Chi ha lavorato – indirettamente – a stretto contatto con l'universo Fca costruito da Marchionne sono stati i sindacati.
«Viene a mancare un uomo all'altezza di quello che rappresentava – racconta Giangrande della Uilm – Mancherà la sua particolarità, la sua caparbietà, la sua leadership. Un uomo che non ha mai avuto nulla da nascondere: con lui si è sempre intavolato un rapporto schietto, chiaro. Ti faceva maturare attente riflessioni. In questi anni ci sono stati momenti di confronto, pure di scontri, per la continuità lavorativa ma abbiamo anche condiviso molte cose. Viene a mancare un uomo che ha saputo far sì che Fca diventasse una multinazionale e guardasse al futuro. Cordoglio alla famiglia in questa difficile circostanza: è una perdita importante non solo per la Fca ma per il mondo industriale mondiale. A Cassino, dove ha trovato uno stabilimento solido e sul quale ha investito, sono certo che ci sarà continuità».

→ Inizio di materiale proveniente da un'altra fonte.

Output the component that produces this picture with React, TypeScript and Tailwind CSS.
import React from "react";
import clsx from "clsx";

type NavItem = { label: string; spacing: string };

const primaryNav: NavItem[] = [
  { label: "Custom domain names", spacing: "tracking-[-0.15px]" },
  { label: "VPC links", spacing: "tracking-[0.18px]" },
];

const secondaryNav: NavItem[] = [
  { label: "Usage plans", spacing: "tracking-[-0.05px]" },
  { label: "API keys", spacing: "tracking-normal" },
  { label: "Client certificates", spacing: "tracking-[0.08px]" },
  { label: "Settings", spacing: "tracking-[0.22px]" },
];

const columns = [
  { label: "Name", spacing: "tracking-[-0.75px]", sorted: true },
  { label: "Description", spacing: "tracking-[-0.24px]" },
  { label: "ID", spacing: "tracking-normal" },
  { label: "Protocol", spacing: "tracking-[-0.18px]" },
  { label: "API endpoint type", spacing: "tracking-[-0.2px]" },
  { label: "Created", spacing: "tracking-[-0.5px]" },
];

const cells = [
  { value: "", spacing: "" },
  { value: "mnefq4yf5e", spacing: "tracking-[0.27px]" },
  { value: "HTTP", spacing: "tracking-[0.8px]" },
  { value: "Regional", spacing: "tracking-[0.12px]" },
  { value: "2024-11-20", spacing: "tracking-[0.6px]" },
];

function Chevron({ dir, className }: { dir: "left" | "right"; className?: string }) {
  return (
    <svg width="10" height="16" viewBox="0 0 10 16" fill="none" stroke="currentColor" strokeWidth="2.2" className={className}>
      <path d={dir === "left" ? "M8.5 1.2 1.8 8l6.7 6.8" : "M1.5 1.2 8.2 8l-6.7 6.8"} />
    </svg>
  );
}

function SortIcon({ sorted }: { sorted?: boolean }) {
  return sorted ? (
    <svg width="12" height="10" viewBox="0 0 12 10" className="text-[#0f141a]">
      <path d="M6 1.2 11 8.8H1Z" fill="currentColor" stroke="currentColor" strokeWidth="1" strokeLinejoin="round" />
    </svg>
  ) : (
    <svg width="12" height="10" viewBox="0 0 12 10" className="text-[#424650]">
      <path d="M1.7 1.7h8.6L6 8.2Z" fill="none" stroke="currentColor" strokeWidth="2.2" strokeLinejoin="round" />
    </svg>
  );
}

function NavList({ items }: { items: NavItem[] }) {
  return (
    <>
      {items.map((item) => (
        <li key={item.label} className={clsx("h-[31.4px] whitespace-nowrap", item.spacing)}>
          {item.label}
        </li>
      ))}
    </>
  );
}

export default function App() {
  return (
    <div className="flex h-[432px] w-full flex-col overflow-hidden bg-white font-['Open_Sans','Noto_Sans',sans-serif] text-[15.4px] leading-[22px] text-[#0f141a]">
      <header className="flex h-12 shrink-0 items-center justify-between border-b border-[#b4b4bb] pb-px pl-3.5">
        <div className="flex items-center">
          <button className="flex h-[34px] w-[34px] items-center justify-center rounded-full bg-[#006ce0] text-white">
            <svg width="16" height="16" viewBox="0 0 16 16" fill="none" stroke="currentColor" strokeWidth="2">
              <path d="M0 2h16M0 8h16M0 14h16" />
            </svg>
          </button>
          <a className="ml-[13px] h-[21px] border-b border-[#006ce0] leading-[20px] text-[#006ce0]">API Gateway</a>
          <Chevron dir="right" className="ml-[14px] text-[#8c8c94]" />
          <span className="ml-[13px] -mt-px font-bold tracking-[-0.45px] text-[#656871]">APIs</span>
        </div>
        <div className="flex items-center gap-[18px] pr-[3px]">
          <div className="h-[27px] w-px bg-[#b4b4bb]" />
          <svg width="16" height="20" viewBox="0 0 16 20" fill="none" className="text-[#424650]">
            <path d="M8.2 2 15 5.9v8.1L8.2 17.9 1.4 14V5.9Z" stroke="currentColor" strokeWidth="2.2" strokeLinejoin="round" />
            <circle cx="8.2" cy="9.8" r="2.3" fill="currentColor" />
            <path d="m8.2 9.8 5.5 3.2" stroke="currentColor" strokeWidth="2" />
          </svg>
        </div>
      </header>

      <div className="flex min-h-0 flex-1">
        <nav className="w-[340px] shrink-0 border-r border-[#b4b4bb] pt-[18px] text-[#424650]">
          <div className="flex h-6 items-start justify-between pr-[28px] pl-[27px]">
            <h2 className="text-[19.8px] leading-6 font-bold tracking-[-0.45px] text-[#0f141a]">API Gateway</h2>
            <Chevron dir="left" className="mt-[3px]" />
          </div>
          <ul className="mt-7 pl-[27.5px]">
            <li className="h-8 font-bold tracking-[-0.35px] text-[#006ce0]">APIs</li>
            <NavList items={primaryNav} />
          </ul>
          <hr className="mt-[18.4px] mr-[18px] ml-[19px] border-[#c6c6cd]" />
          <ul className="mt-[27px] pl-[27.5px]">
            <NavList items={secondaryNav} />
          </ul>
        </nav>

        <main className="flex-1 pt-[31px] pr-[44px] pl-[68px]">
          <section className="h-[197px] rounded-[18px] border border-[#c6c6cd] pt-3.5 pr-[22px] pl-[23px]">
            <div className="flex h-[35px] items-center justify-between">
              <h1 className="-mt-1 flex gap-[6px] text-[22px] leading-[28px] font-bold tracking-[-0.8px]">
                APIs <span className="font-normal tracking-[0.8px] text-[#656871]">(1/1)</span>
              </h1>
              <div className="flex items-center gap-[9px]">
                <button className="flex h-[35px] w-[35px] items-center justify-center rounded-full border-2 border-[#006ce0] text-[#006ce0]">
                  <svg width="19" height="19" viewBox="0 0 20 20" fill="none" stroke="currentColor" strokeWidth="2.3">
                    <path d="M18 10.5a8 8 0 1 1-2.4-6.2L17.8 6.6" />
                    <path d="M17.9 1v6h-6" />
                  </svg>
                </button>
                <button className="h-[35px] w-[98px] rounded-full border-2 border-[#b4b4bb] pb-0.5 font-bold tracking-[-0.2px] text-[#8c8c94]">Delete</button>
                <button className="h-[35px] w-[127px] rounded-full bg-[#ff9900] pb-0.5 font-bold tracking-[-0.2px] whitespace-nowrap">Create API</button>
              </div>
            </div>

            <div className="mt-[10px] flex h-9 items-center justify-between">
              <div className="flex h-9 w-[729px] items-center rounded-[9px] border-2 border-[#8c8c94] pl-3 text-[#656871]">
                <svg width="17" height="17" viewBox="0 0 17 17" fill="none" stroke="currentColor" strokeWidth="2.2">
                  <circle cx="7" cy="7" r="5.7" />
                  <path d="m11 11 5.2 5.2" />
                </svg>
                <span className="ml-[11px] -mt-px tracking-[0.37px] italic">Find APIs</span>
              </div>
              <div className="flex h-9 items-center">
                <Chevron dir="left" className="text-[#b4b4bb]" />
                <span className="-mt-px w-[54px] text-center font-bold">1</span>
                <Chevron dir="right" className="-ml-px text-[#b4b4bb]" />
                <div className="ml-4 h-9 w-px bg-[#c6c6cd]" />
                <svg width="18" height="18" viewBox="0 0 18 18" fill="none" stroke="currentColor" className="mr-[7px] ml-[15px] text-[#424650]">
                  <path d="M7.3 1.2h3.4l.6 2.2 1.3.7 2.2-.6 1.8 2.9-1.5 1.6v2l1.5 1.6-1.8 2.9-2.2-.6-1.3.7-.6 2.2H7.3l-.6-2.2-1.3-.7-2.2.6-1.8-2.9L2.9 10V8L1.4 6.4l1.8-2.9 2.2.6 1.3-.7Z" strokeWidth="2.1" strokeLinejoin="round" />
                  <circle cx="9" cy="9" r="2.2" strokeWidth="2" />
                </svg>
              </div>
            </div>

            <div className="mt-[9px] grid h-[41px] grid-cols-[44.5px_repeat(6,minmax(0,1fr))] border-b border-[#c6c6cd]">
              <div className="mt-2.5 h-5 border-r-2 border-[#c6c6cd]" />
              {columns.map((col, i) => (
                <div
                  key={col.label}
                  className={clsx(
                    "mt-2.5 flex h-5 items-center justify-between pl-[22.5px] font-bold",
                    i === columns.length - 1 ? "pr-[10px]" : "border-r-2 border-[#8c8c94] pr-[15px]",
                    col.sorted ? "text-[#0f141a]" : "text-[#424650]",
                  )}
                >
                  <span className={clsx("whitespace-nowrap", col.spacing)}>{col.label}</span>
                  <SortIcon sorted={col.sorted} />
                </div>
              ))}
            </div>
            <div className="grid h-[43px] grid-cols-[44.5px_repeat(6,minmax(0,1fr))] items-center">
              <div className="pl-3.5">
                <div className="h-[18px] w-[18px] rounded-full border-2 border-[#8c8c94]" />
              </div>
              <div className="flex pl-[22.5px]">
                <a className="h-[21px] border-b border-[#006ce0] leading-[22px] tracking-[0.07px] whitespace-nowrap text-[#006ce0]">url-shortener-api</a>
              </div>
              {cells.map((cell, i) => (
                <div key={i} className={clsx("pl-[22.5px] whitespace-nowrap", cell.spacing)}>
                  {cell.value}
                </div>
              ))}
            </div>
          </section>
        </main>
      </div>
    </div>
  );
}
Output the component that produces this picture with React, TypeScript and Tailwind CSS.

Dolore e cordoglio anche da Enzo Valente dell'Ugl: «Lo ricorderemo come l'uomo della rinascita di Piedimonte, nonostante le difficoltà che ci sono state, perché lui è stato un pioniere delle modifiche nelle relazioni sindacali. Noi apparteniamo a quella parte di sindacato che ha condiviso percorsi difficili, con sacrifico, ma alla fine il tempo ci ha dato ragione perché Cassino è al centro del mondo Fca, ha ricevuto tantissimi investimenti e ora sono una garanzia per noi. Anche in futuro continueremo a seguire questa strada con forte responsabilità». Condoglianze e dispiacere alla notizia anche da Mirko Marsella della Fim Cisl mentre tanti, tantissimi sono stati i messaggi social da parte della gente. In fabbrica dieci minuti di stop in memoria di Sergio Marchionne che si è spento a 66 anni ieri mattina nella clinica di Zurigo in cui era ricoverato.
Una decisione presa nel rispetto di colui che ha "creato" un marchio mondiale. Dieci minuti su tutti i turni. Le tute rosse (un tempo blu) poi hanno ripreso a lavorare per continuare a costruire quella "meccanica delle emozioni".